It is true that one of my initial versions was checking value returned from
encode_fh, but Miklos has pointed out to me that this value is arbitrary
and we shouldn't rely on it.
In current overlayfs, the value FILEID_INO32_GEN is only used internally
to indicate the case where filesystem has no encode_fh op (see comment
above ovl_can_decode_fh()).
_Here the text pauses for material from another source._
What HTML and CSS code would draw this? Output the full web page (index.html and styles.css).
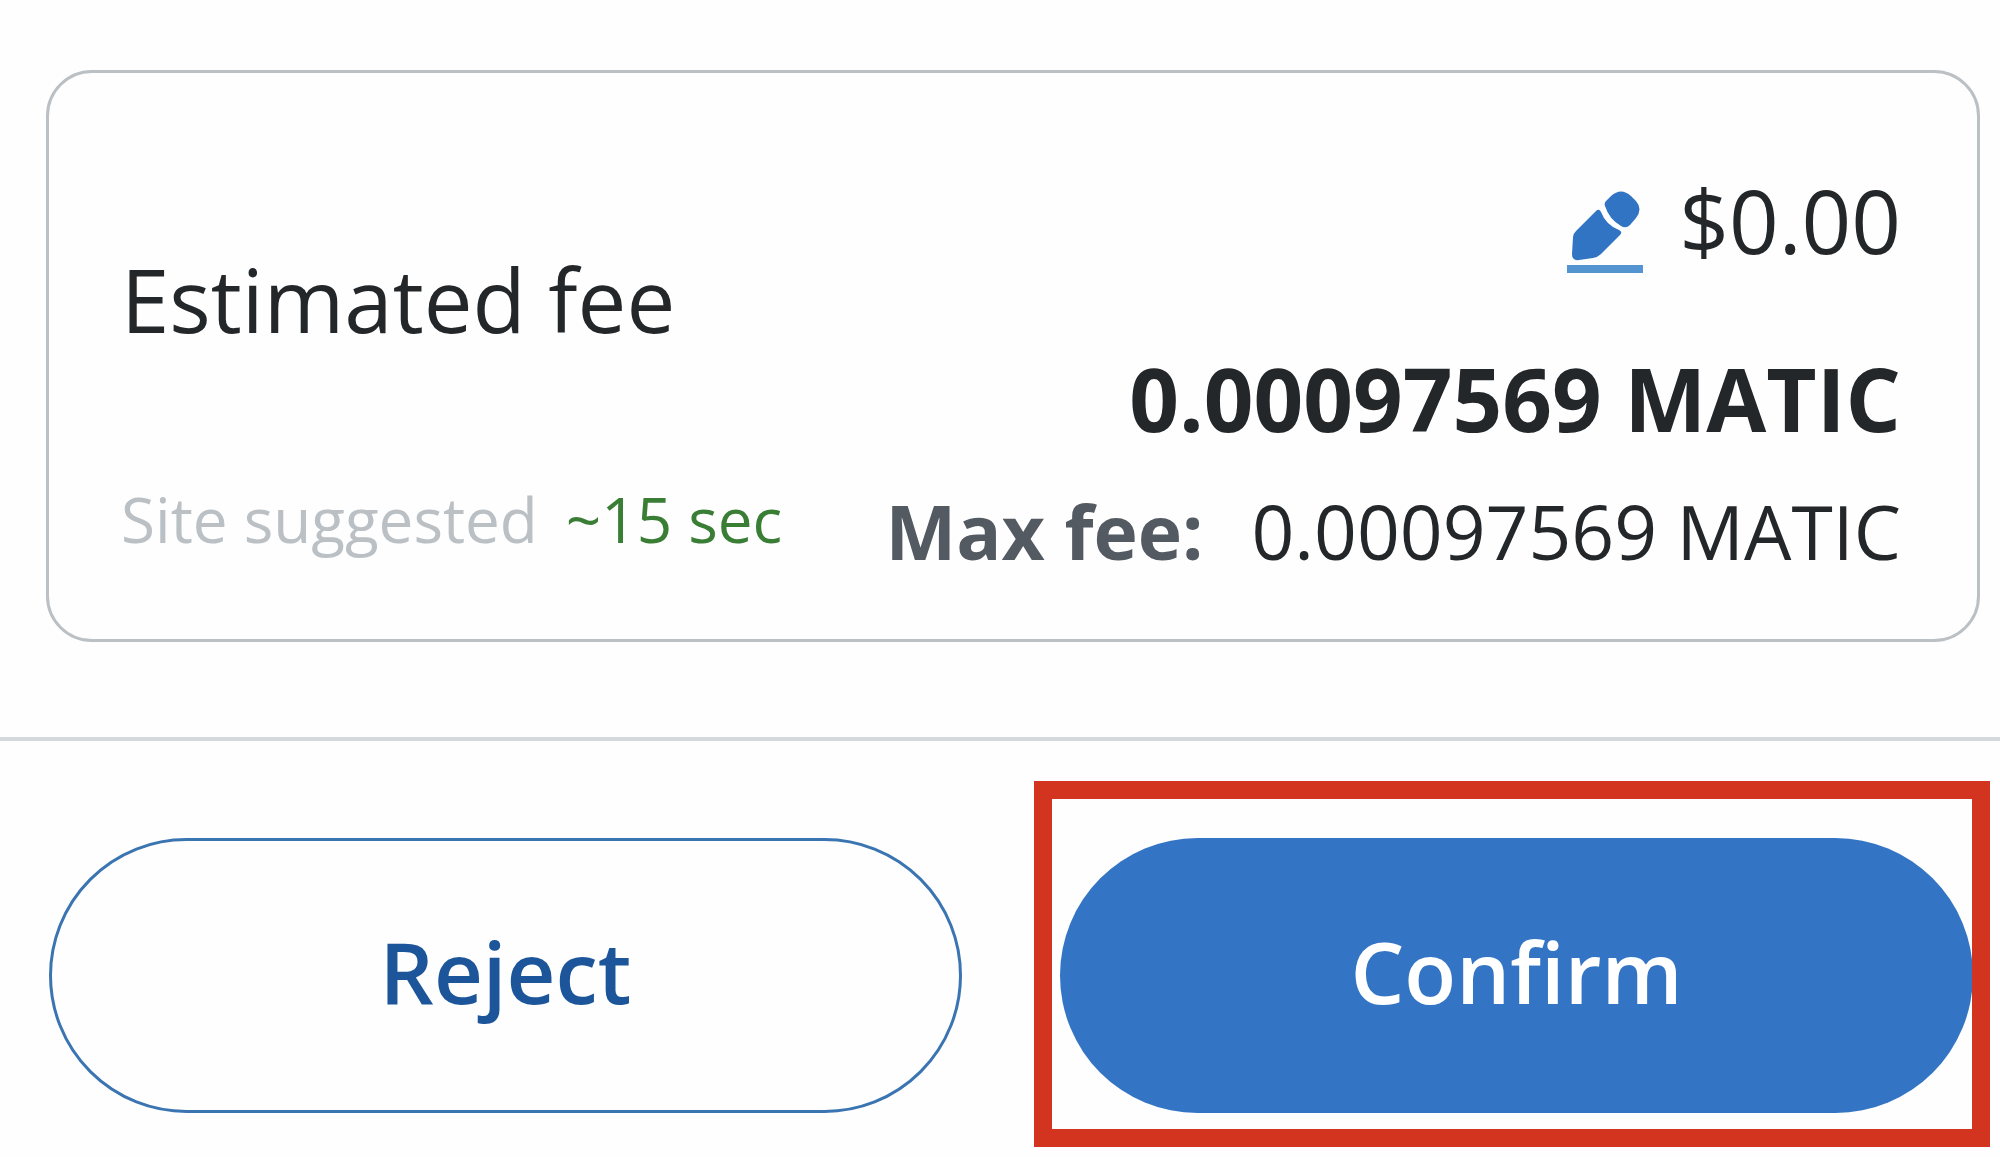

IOW, only the special case of encoding
by the default export_encode_fh() is considered a proof for 32bit inodes.
So tmpfs has never been considered as a 32bit inodes filesystem by
overlayfs.
Thanks,
Amir.
On Tue, 7 Jan 2020, Amir Goldstein wrote:
> On Tue, Jan 7, 2020 at 2:40 AM Dave Chinner <[email protected]> wrote:
> > On Tue, Jan 07, 2020 at 12:16:43AM +0000, Chris Down wrote:
> > > Dave Chinner writes:
> > > > It took 15 years for us to be able to essentially deprecate
> > > > inode32 (inode64 is the default behaviour), and we were very happy
> > > > to get that albatross off our necks. In reality, almost everything
> > > > out there in the world handles 64 bit inodes correctly
> > > > including 32 bit machines and 32bit binaries on 64 bit machines.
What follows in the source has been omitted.